Without doubt the most far-reaching suggestion is Option 2 and its national league format for the championship. This would involve the top four counties in Division One and the top two in Division Two advancing to the quarter-finals. They would be joined by the play-off winners of a round between the winners of Division Three and Four and the third and fourth counties in Division Two.
Association president John Horan, who has indicated his own approval for this option, was asked at the report launch about the unfairness of the fifth-ranked team in the top flight being eliminated while the top side in the bottom division was still involved. He indicated that the precise format was still up for discussion.
“You’re talking about the top four; you could increase that to six and solve it very easily by having additional preliminary quarter-final matches.”
This was something of a theme. Task force secretary Feargal McGill explained why the recommendations in a number of cases stopped short of being too specific - such as the mechanisms for shifting counties between provinces to facilitate Option 1’s four-by-eight format.
“We don’t want anyone to reject anything in theory, to begin with. When we get down to the specifics, if people don’t like the specifics that’s grand. But it is very difficult to move forward in any meaningful way unless you get a good idea from people that we like roughly where this is going. We will work the specifics later.”
Other specifics include whether the Munster and Leinster hurling round robins should be expanded from five counties to six. That has been left to the Hurling Development Committee to finalise.
In ways the report can be seen as an invitation to discuss rather than a set of tablets handed down for implementation.
Task force chair Eddie Sullivan said the 64-page document would be up for discussion.
“I think a consultation process will be the best chance of implementing the new proposals. The proposals are acceptable, practical and meet the needs of the various stakeholders.”
Asked what difference there was between the final report and the proposals of the Club Players Association, whose two representatives on the task force withdrew in November in protest at what they believed was an attempt to stifle radical changes, McGill said
“The CPA proposal, from memory, scheduled the league in seven successive weekends. I don’t think that’s feasible. In addition, any competitions you schedule in February and March and this has been proven in the past couple of years, you must include what we call ‘gap’ weekends or ‘catch-up’ weekends to allow for weather.”
It was accepted that the task of completing the All-Ireland club championship within the calendar year was not feasible for the foreseeable future. Next season’s All-Ireland semi-finals will be played before Christmas but the final will stay in January where it moves this season from its traditional St Patrick’s Day placing.

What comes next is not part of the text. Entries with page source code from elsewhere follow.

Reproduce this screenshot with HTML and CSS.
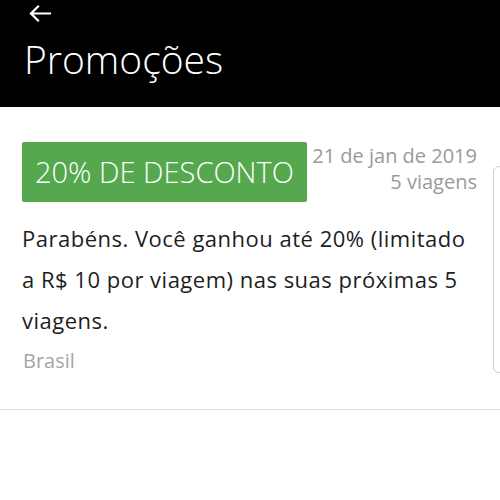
FILE: index.html
```html
<!DOCTYPE html>
<html lang="pt-BR">
<head>
<meta charset="utf-8">
<title>Promoções</title>
<link rel="stylesheet" href="styles.css">
</head>
<body>
<header class="topbar">
  <svg class="back" width="24" height="20" viewBox="0 0 24 20" aria-hidden="true">
    <path d="M22 9.5 H3 M10 2.5 L3 9.5 L10 16.5" fill="none" stroke="#fff" stroke-width="2.2" stroke-linecap="square"/>
  </svg>
  <h1 class="title">Promoções</h1>
</header>
<main class="card">
  <div class="card-head">
    <div class="badge">20% DE DESCONTO</div>
    <div class="meta">
      <div>21 de jan de 2019</div>
      <div>5 viagens</div>
    </div>
  </div>
  <p class="desc">Parabéns. Você ganhou até 20% (limitado a R$ 10 por viagem) nas suas próximas 5 viagens.</p>
  <p class="region">Brasil</p>
</main>
<div class="peek"></div>
</body>
</html>
```
FILE: styles.css
```css
html, body {
  margin: 0;
  padding: 0;
  background: #fff;
  font-family: "Open Sans", "Noto Sans", sans-serif;
}
.topbar {
  background: #000;
  height: 107px;
  box-sizing: border-box;
  padding: 4px 0 0 24px;
  display: flex;
  flex-direction: column;
}
.back {
  display: block;
  margin-left: 4px;
}
.title {
  margin: 15px 0 0 0;
  color: #fff;
  font-weight: 300;
  font-size: 39px;
  line-height: 40px;
}
.card {
  padding: 35px 23px 36px 22px;
  border-bottom: 1px solid #dedede;
}
.card-head {
  display: flex;
  justify-content: space-between;
  align-items: flex-start;
}
.badge {
  background: #56a84f;
  color: #fff;
  font-weight: 300;
  font-size: 29px;
  height: 60px;
  line-height: 60px;
  padding: 0 13px;
  border-radius: 2px;
  white-space: nowrap;
}
.meta {
  text-align: right;
  color: #9a9a9a;
  font-size: 20px;
  line-height: 26px;
  margin-top: 1px;
}
.desc {
  margin: 16px 0 0 0;
  font-size: 22px;
  letter-spacing: 0.5px;
  line-height: 41px;
  color: #1e1e1e;
}
.region {
  margin: 8px 0 0 1px;
  font-size: 20px;
  line-height: 24px;
  color: #a6a6a6;
}
.peek {
  position: absolute;
  left: 493px;
  top: 166px;
  width: 20px;
  height: 205px;
  border: 1px solid #cfcfcf;
  border-radius: 6px;
  background: #fff;
}
```
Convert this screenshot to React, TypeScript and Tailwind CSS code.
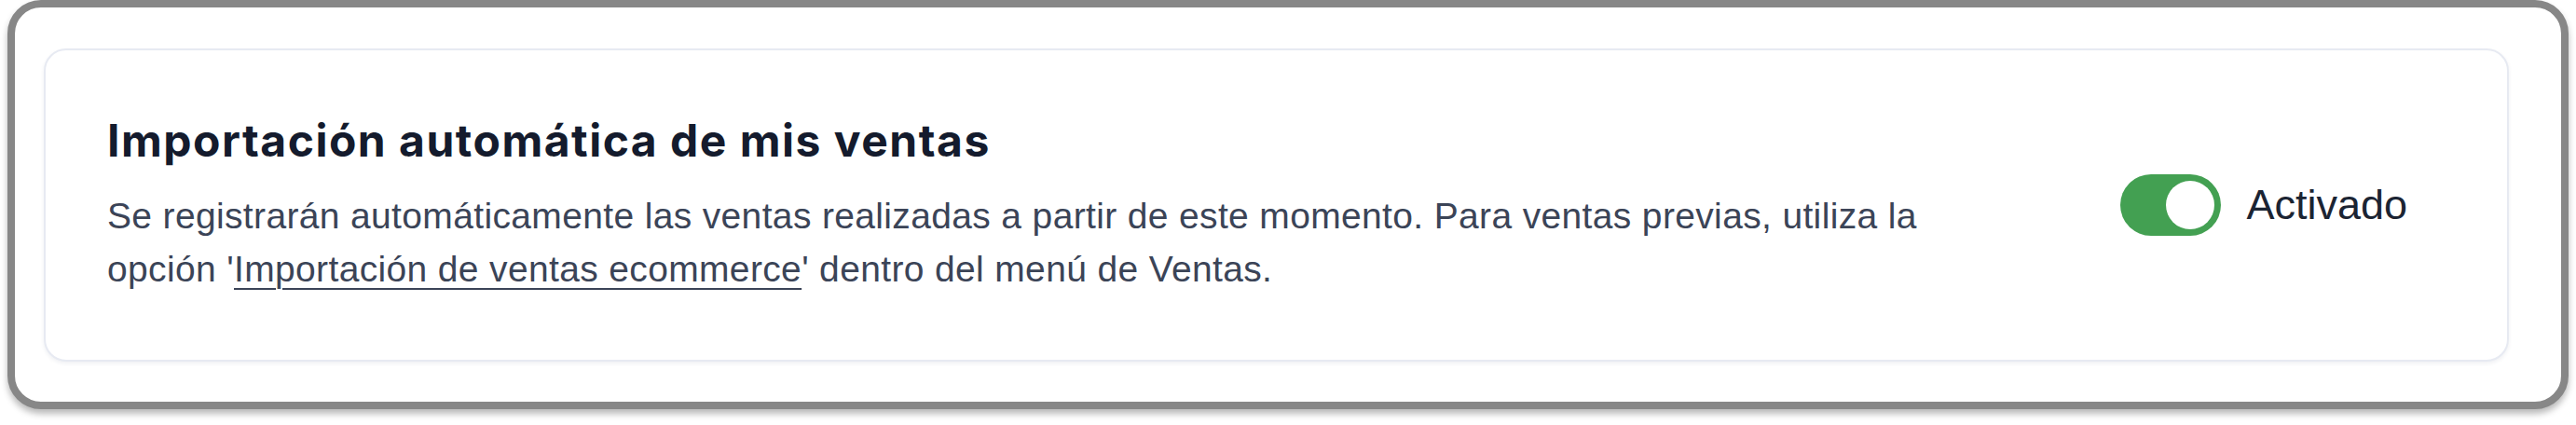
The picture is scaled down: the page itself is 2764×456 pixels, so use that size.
export default function App() {
  return (
    <div className="w-[2764px] h-[456px] bg-white">
      <div className="ml-[8px] w-[2748px] h-[439px] rounded-[36px] border-[8px] border-[#878787] bg-white shadow-[0_5px_7px_rgba(0,0,0,0.28)]">
        <div className="ml-[31px] mt-[44px] w-[2645px] h-[336px] rounded-[24px] border-2 border-[#e7eaf2] bg-white shadow-[0_2px_4px_rgba(30,40,80,0.07)] flex items-center justify-between pl-[66px] pr-[107px]">
          <div className="w-[1990px]">
            <h2 className="font-['Inter',sans-serif] font-bold text-[48px] tracking-[1.5px] leading-[56px] text-[#141b2d]">
              Importación automática de mis ventas
            </h2>
            <p className="mt-[24px] font-['Liberation_Sans',Arial,sans-serif] text-[39px] tracking-[0.35px] leading-[57px] text-[#3b4457]">
              Se registrarán automáticamente las ventas realizadas a partir de este momento. Para ventas previas, utiliza la opción '<a href="#" className="underline decoration-2 underline-offset-[7px]">Importación de ventas ecommerce</a>' dentro del menú de Ventas.
            </p>
          </div>
          <div className="flex items-center gap-[27px]">
            <button
              type="button"
              role="switch"
              aria-checked="true"
              className="w-[108px] h-[66px] rounded-full bg-[#43a052] p-[7px] flex items-center justify-end"
            >
              <span className="block w-[52px] h-[52px] rounded-full bg-white" />
            </button>
            <span className="font-['Liberation_Sans',Arial,sans-serif] text-[45px] leading-[52px] text-[#1b2433]">
              Activado
            </span>
          </div>
        </div>
      </div>
    </div>
  );
}
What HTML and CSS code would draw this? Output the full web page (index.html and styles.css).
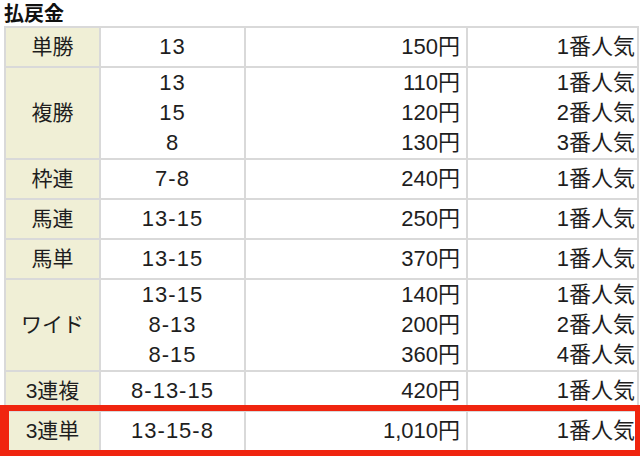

* The Task Force met on 12 occasions. More than 1,300 members and supporters took part in a detailed on-line survey and 50 written submissions were received on the subject.
Sample findings of the survey include 46 per cent saying that the provincial championships in football shouldn’t be retained and that just 19 per cent unreservedly approved of the Super 8 All-Ireland quarter-final format.
Task Force: Chair - Eddie Sullivan (Dublin), secretary - Feargal MacGill (Croke Park), Michael Martin (Wexford), Kevin O’Donovan (Cork), Stephen Barker (Derry), John Costello (Dublin), John Prenty (Mayo), Ronan Sheehan (Down and GPA), Michel Hyland (Galway), Séamus Woods (Tyrone), Conor O’Donoghue (Meath). Michael Higgins and Micheál Briody represented the Club Players Association until withdrawing on 18th November.
Football championship reform proposals:
Option 1: Provincial championships to be based on four groups of eight that would involve Ulster and Leinster counties migrating to Connacht and Munster.
Option 2: League to move to summer months with provincial championships taking place in the spring on a round-robin basis with Munster and Connacht being played in groups of six and Ulster and Leinster in two groups each of five counties.
Options 1 and 2 would exclude New York from the senior football championship.
Option 3: Retention of the current trial structure on a permanent basis with tweaks but the All-Ireland quarter-finals being played on a league basis, the Super 8s.
Current format to be retained with the Hurling Development Committee to decide whether the Munster and Leinster championship round robins should be expanded to six counties.